* DIRECTIVE
Which lines below hold the word "components"? Copy all of them.
-- BEGIN --
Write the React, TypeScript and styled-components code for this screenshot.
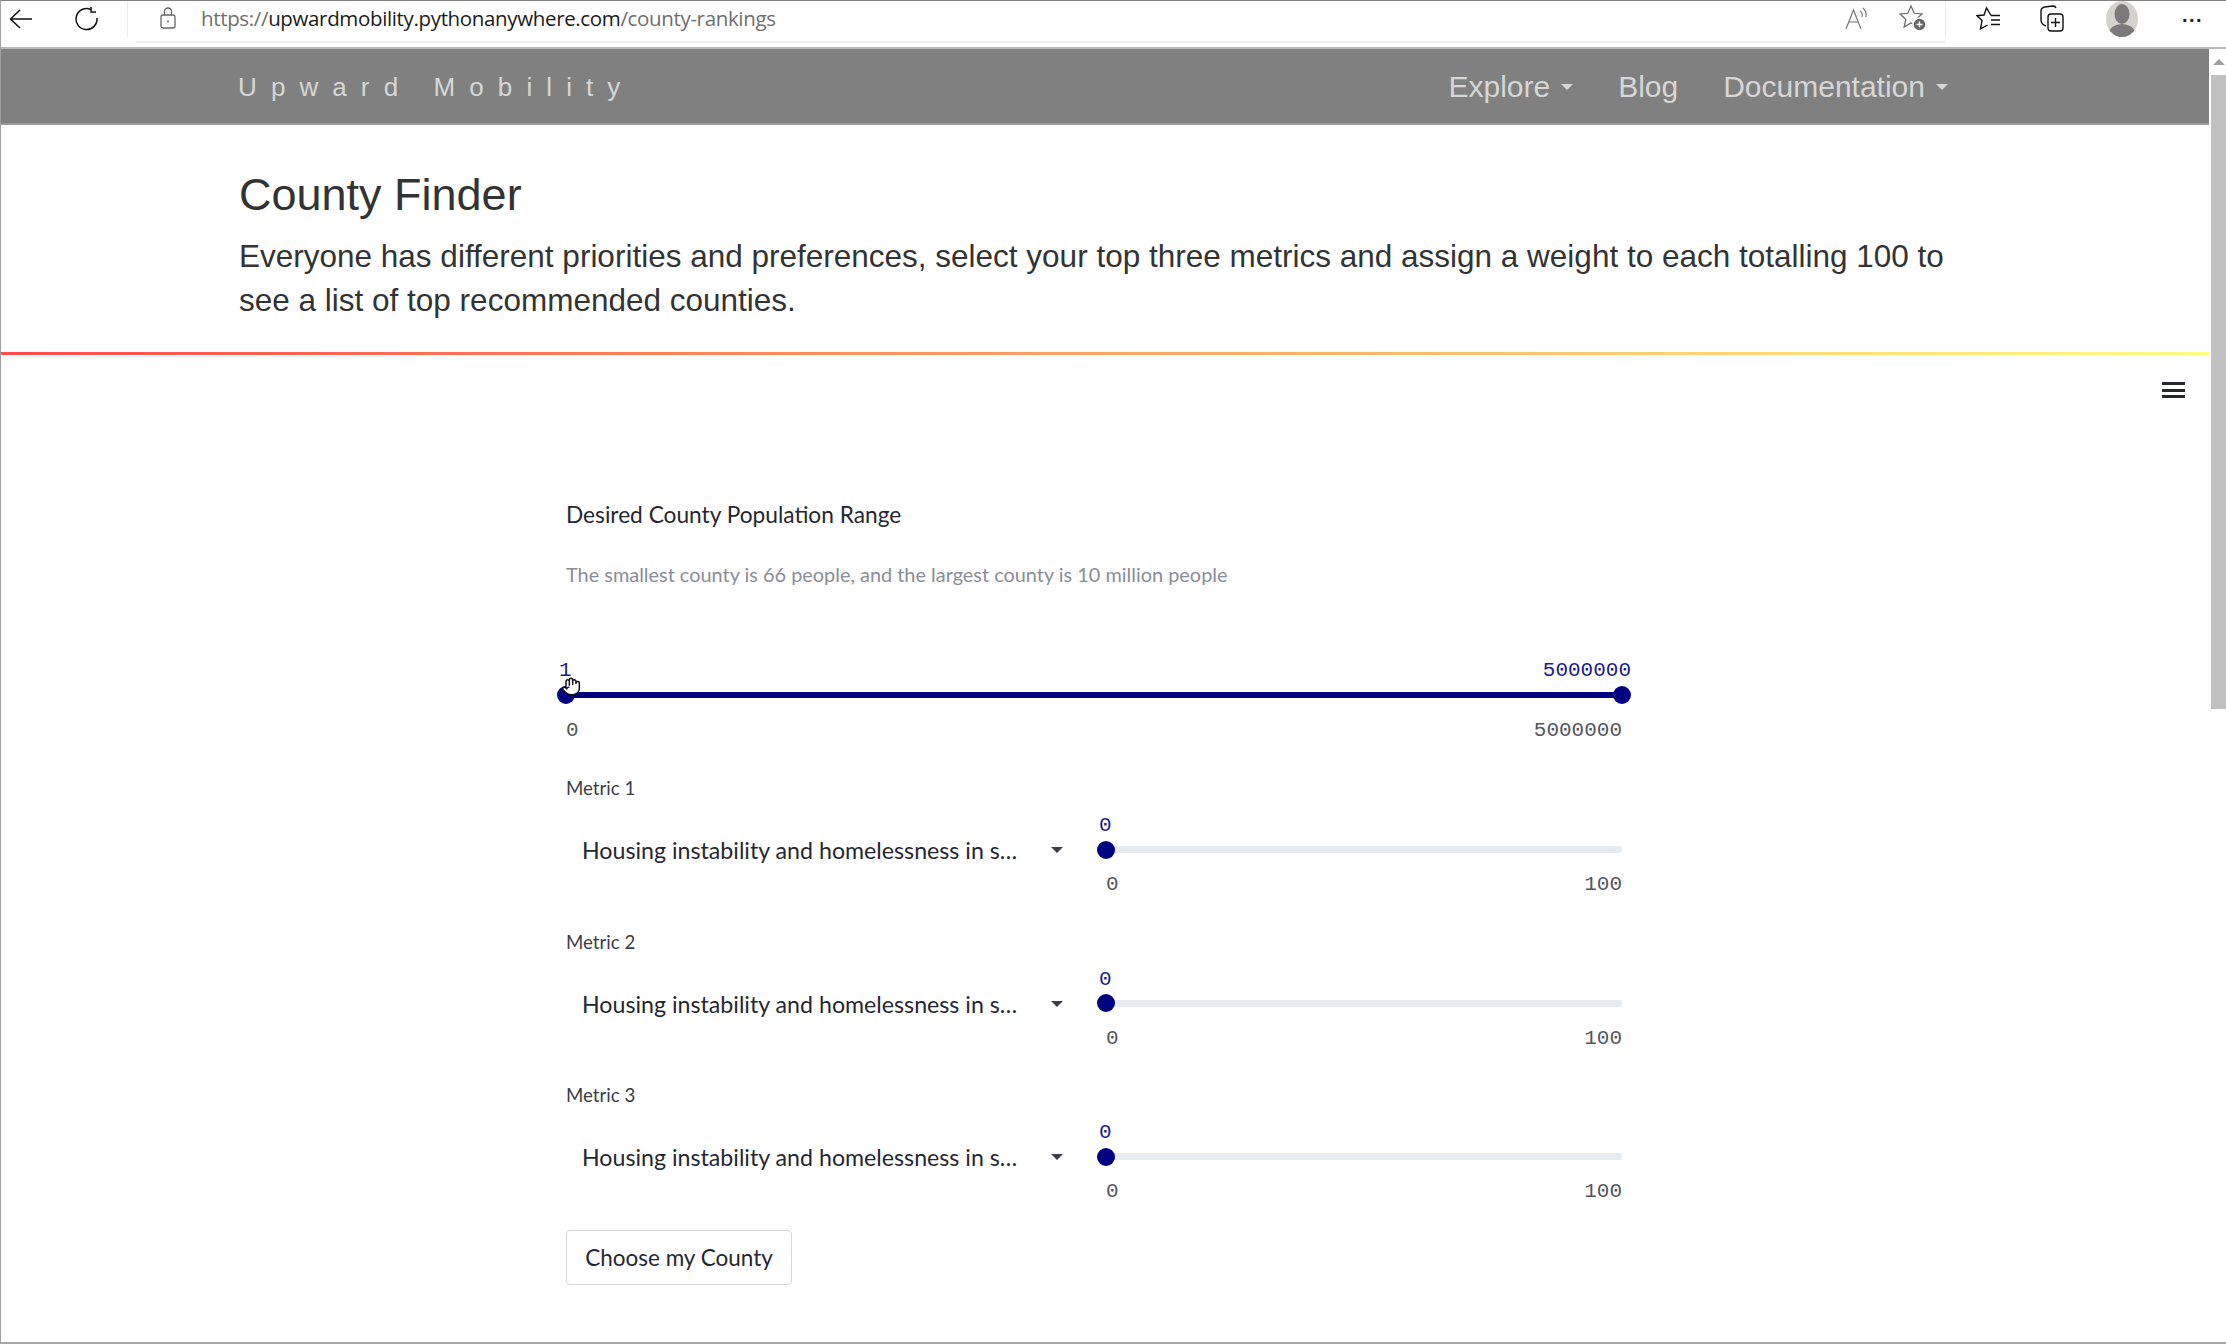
import React from "react";
import styled, { createGlobalStyle } from "styled-components";

const GlobalStyle = createGlobalStyle`
  html, body {
    margin: 0;
    padding: 0;
    background: #ffffff;
    overflow: hidden;
  }
  * {
    box-sizing: border-box;
  }
`;

const Screen = styled.div`
  width: 2226px;
  height: 1344px;
  display: flex;
  flex-direction: column;
  overflow: hidden;
  border-top: 1px solid #808080;
  border-left: 1px solid #a0a0a0;
  border-bottom: 2px solid #a8a8a8;
`;

const BrowserBar = styled.div`
  height: 48px;
  flex: none;
  display: flex;
  align-items: flex-start;
  border-bottom: 2px solid #b8b8b8;
  background: #ffffff;
`;

const NavButtons = styled.div`
  width: 127px;
  height: 36px;
  flex: none;
  display: flex;
  align-items: center;
  gap: 41px;
  padding-left: 8px;
  border-right: 1px solid #ececec;
`;

const AddressBar = styled.div`
  flex: 1;
  height: 42px;
  padding: 0 0 6px 24px;
  margin-left: 8px;
  display: flex;
  align-items: center;
  border-bottom: 2px solid #ececec;
`;

const Url = styled.div`
  margin-left: 25px;
  font-family: "Open Sans", "Noto Sans", sans-serif;
  font-size: 20.5px;
  letter-spacing: -0.35px;
  color: #6e6e6e;
  flex: 1;
  white-space: nowrap;
`;

const UrlHost = styled.span`
  color: #1b1b1b;
`;

const AddressIcons = styled.div`
  display: flex;
  align-items: center;
  gap: 28px;
  padding-right: 18px;
`;

const ToolIcons = styled.div`
  width: 281px;
  height: 36px;
  flex: none;
  display: flex;
  align-items: center;
  gap: 37px;
  padding-left: 30px;
  border-left: 1px solid #ececec;
`;

const Avatar = styled.div`
  width: 32px;
  height: 36px;
  flex: none;
  margin-left: 4px;
  border-radius: 50%;
  background: #d4d2cd;
  overflow: hidden;
`;

const MoreDots = styled.div`
  margin: -8px 0 0 7px;
  font-family: "Liberation Sans", sans-serif;
  font-size: 20px;
  font-weight: 700;
  letter-spacing: 1.5px;
  color: #222222;
  line-height: 18px;
`;

const Viewport = styled.div`
  flex: 1;
  min-height: 0;
  display: flex;
`;

const Page = styled.div`
  flex: 1;
  min-width: 0;
  position: relative;
`;

const Scrollbar = styled.div`
  width: 17px;
  flex: none;
  display: flex;
  flex-direction: column;
  align-items: flex-end;
  background: #ffffff;
`;

const ScrollArrow = styled.div`
  width: 15px;
  height: 26px;
  display: flex;
  align-items: center;
  justify-content: center;
`;

const ScrollThumb = styled.div`
  width: 15px;
  height: 634px;
  background: #c1c1c1;
`;

const NavBar = styled.nav`
  height: 76px;
  background: #808080;
  border-bottom: 2px solid #9a9a9a;
  display: flex;
  align-items: center;
  justify-content: space-between;
  padding: 2px 261px 0 237px;
`;

const Brand = styled.div`
  font-family: "Liberation Sans", Arial, sans-serif;
  font-size: 26px;
  letter-spacing: 14.1px;
  color: #d6d6d6;
`;

const NavLinks = styled.div`
  display: flex;
  gap: 45px;
`;

const NavLink = styled.div`
  display: flex;
  align-items: center;
  gap: 11px;
  font-family: "Liberation Sans", Arial, sans-serif;
  font-size: 30px;
  color: #d6d6d6;
`;

const Caret = styled.span<{ $size?: number; $color?: string; $up?: boolean }>`
  display: inline-block;
  width: 0;
  height: 0;
  border-left: ${(p) => p.$size ?? 6}px solid transparent;
  border-right: ${(p) => p.$size ?? 6}px solid transparent;
  border-top: ${(p) => (p.$up ? "none" : `${p.$size ?? 6}px solid ${p.$color ?? "#d6d6d6"}`)};
  border-bottom: ${(p) => (p.$up ? `${p.$size ?? 6}px solid ${p.$color ?? "#d6d6d6"}` : "none")};
`;

const Hero = styled.header`
  height: 230px;
  padding: 42px 220px 0 238px;
  border-bottom: 3px solid transparent;
  border-image: linear-gradient(90deg, #ff4b4b, #fffd80) 1;
  font-family: "Liberation Sans", Arial, sans-serif;
  color: #333333;
`;

const Title = styled.h1`
  margin: 0;
  font-size: 45px;
  line-height: 55px;
  font-weight: 400;
`;

const Lead = styled.p`
  margin: 12px 0 0;
  font-size: 31.5px;
  line-height: 44px;
`;

const MenuIcon = styled.div`
  position: absolute;
  top: 333px;
  right: 24px;
  width: 23px;
  height: 16px;
  display: flex;
  flex-direction: column;
  justify-content: space-between;
`;

const MenuBar = styled.span`
  height: 3px;
  background: #262730;
`;

const Content = styled.main`
  width: 1065px;
  margin-left: 565px;
  padding-top: 145px;
  font-family: Lato, "Noto Sans", sans-serif;
  color: #262730;
`;

const RangeLabel = styled.div`
  font-size: 22.7px;
  line-height: 30px;
`;

const Caption = styled.div`
  margin-top: 29px;
  font-size: 19.9px;
  line-height: 30px;
  color: #8a8d96;
`;

const SliderBox = styled.div<{ $topGap: number }>`
  margin-top: ${(p) => p.$topGap}px;
  font-family: "Liberation Mono", monospace;
  font-size: 21px;
`;

const ValueRow = styled.div`
  display: flex;
  justify-content: space-between;
  height: 24px;
  line-height: 24px;
  color: #1c1c8c;
`;

const ValueLeft = styled.span`
  margin-left: -7px;
`;

const TickRow = styled.div`
  display: flex;
  justify-content: space-between;
  height: 24px;
  line-height: 24px;
  margin-right: 9px;
  color: #555660;
`;

const Track = styled.div<{ $active?: boolean }>`
  position: relative;
  height: ${(p) => (p.$active ? 6 : 7)}px;
  margin: ${(p) => (p.$active ? "9px 9px 21px 0" : "8px 9px 20px 0")};
  background: ${(p) => (p.$active ? "#000080" : "#e6eaf1")};
  border-radius: 3px;
`;

const Thumb = styled.span<{ $end?: boolean }>`
  position: absolute;
  top: 50%;
  left: ${(p) => (p.$end ? "100%" : "0")};
  width: 18px;
  height: 18px;
  margin: -9px 0 0 -9px;
  border-radius: 50%;
  background: #000080;
`;

const HandCursor = styled.svg`
  position: absolute;
  left: -5px;
  top: -17px;
`;

const MetricLabel = styled.div<{ $first?: boolean }>`
  margin-top: ${(p) => (p.$first ? 31 : 30.5)}px;
  font-size: 18.7px;
  line-height: 28px;
  color: #3c3d47;
`;

const MetricRow = styled.div`
  display: grid;
  grid-template-columns: 508px 1fr;
  gap: 32px;
  align-items: start;
`;

const SelectBox = styled.div`
  height: 54px;
  margin-top: 21px;
  display: flex;
  align-items: center;
  justify-content: space-between;
  padding: 0 11px 0 16px;
  font-size: 23.2px;
`;

const SubmitButton = styled.button`
  display: block;
  width: 226px;
  height: 55px;
  margin-top: 26px;
  background: #ffffff;
  border: 1px solid #d5d8e1;
  border-radius: 4px;
  font-family: inherit;
  font-size: 22.5px;
  color: #262730;
`;

const IconSvg = styled.svg`
  flex: none;
  display: block;
`;

const ArrowLeft = () => (
  <IconSvg width="24" height="20" viewBox="0 0 24 20" fill="none" stroke="#111" strokeWidth="1.5">
    <path d="M23 10H2M11 1l-9.500 9 9.500 9" />
  </IconSvg>
);

const Reload = () => (
  <IconSvg width="26" height="26" viewBox="0 0 26 26" fill="none" stroke="#111" strokeWidth="1.5">
    <path d="M17 3.500A10.500 10.500 0 1 0 23 12" />
    <path d="M17 1v5h5" />
  </IconSvg>
);

const Lock = () => (
  <IconSvg width="16" height="22" viewBox="0 0 16 22" fill="none" stroke="#666" strokeWidth="1.3">
    <rect x="1" y="8" width="14" height="13" rx="2" />
    <path d="M4.500 8V4.500a3.500 3.500 0 0 1 7 0V8" />
    <circle cx="8" cy="14.500" r="1" fill="#666" stroke="none" />
  </IconSvg>
);

const ReadAloud = () => (
  <IconSvg width="26" height="24" viewBox="0 0 26 24" fill="none" stroke="#777" strokeWidth="1.2">
    <path d="M1 23L8.500 4 16 23M4 16h9" />
    <path d="M15 5c2 1.500 2.500 4 2 6M18 2c3 2.500 3.500 6 3 9" />
  </IconSvg>
);

const StarAdd = () => (
  <IconSvg width="28" height="28" viewBox="0 0 28 28" fill="none" stroke="#666" strokeWidth="1.2">
    <path d="M12 2l3.200 7.300 7.800.7-5.900 5.200 1.800 7.800-6.900-4.100-6.900 4.100 1.800-7.800L1 10l7.800-.7z" />
    <circle cx="20.500" cy="20.500" r="6.500" fill="#666" stroke="#fff" strokeWidth="1.500" />
    <path d="M20.500 17.500v6M17.500 20.500h6" stroke="#fff" strokeWidth="1.400" />
  </IconSvg>
);

const Favorites = () => (
  <IconSvg width="26" height="26" viewBox="0 0 26 26" fill="none" stroke="#111" strokeWidth="1.4">
    <path d="M15 9.500L10.500 2 8 9 1 9.700l5 4.800L4.500 23l7-4" />
    <path d="M15 9.500h9M15 14h9M15 18.500h9" />
  </IconSvg>
);

const Collections = () => (
  <IconSvg width="26" height="28" viewBox="0 0 26 28" fill="none" stroke="#111" strokeWidth="1.4">
    <path d="M7 21C4 20 2 18 2 15V6c0-2 1.500-3.500 3.500-4L14 1c1.500 0 2.500.5 3 2" />
    <rect x="9" y="9" width="15" height="17" rx="3" />
    <path d="M16.500 13v9M12 17.500h9" />
  </IconSvg>
);

const AvatarFigure = () => (
  <IconSvg width="32" height="36" viewBox="0 0 32 36">
    <ellipse cx="16" cy="13" rx="7.500" ry="10" fill="#7a7a7a" />
    <ellipse cx="16" cy="32" rx="13" ry="9" fill="#7a7a7a" />
  </IconSvg>
);

type RangeSliderProps = {
  low: string;
  high?: string;
  min: string;
  max: string;
  active?: boolean;
  cursor?: boolean;
  topGap: number;
};

const RangeSlider: React.FC<RangeSliderProps> = ({ low, high, min, max, active, cursor, topGap }) => (
  <SliderBox $topGap={topGap}>
    <ValueRow>
      <ValueLeft>{low}</ValueLeft>
      {high && <span>{high}</span>}
    </ValueRow>
    <Track $active={active}>
      <Thumb />
      {high && <Thumb $end />}
      {cursor && (
        <HandCursor width="20" height="23" viewBox="0 0 24 24" fill="#fff" stroke="#111" strokeWidth="1.8" strokeLinecap="round" strokeLinejoin="round">
          <path d="M18 11V6a2 2 0 0 0-4 0M14 10V4a2 2 0 0 0-4 0v2M10 10.500V6a2 2 0 0 0-4 0v8" />
          <path d="M18 8a2 2 0 1 1 4 0v6a8 8 0 0 1-8 8h-2c-2.800 0-4.500-.9-6-2.400L2.400 16a2 2 0 0 1 2.800-2.800L7 15" />
        </HandCursor>
      )}
    </Track>
    <TickRow>
      <span>{min}</span>
      <span>{max}</span>
    </TickRow>
  </SliderBox>
);

const metrics = ["Metric 1", "Metric 2", "Metric 3"];

const App: React.FC = () => (
  <Screen>
    <GlobalStyle />
    <BrowserBar>
      <NavButtons>
        <ArrowLeft />
        <Reload />
      </NavButtons>
      <AddressBar>
        <Lock />
        <Url>
          https://<UrlHost>upwardmobility.pythonanywhere.com</UrlHost>/county-rankings
        </Url>
        <AddressIcons>
          <ReadAloud />
          <StarAdd />
        </AddressIcons>
      </AddressBar>
      <ToolIcons>
        <Favorites />
        <Collections />
        <Avatar>
          <AvatarFigure />
        </Avatar>
        <MoreDots>...</MoreDots>
      </ToolIcons>
    </BrowserBar>
    <Viewport>
      <Page>
        <NavBar>
          <Brand>Upward Mobility</Brand>
          <NavLinks>
            <NavLink>
              Explore <Caret />
            </NavLink>
            <NavLink>Blog</NavLink>
            <NavLink>
              Documentation <Caret />
            </NavLink>
          </NavLinks>
        </NavBar>
        <Hero>
          <Title>County Finder</Title>
          <Lead>
            Everyone has different priorities and preferences, select your top three metrics and assign a weight to each totalling 100 to see a list of top recommended counties.
          </Lead>
        </Hero>
        <MenuIcon>
          <MenuBar />
          <MenuBar />
          <MenuBar />
        </MenuIcon>
        <Content>
          <RangeLabel>Desired County Population Range</RangeLabel>
          <Caption>The smallest county is 66 people, and the largest county is 10 million people</Caption>
          <RangeSlider low="1" high="5000000" min="0" max="5000000" active cursor topGap={70} />
          {metrics.map((name, i) => (
            <div key={name}>
              <MetricLabel $first={i === 0}>{name}</MetricLabel>
              <MetricRow>
                <SelectBox>
                  Housing instability and homelessness in s…
                  <Caret $size={6} $color="#3c3d47" />
                </SelectBox>
                <div>
                  <RangeSlider low="0" min="0" max="100" topGap={12} />
                </div>
              </MetricRow>
            </div>
          ))}
          <SubmitButton>Choose my County</SubmitButton>
        </Content>
      </Page>
      <Scrollbar>
        <ScrollArrow>
          <Caret $up $size={6} $color="#a0a0a0" />
        </ScrollArrow>
        <ScrollThumb />
      </Scrollbar>
    </Viewport>
  </Screen>
);

export default App;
-- END --
* REPLY TO THE EXERCISE
Write the React, TypeScript and styled-components code for this screenshot.
import styled, { createGlobalStyle } from "styled-components";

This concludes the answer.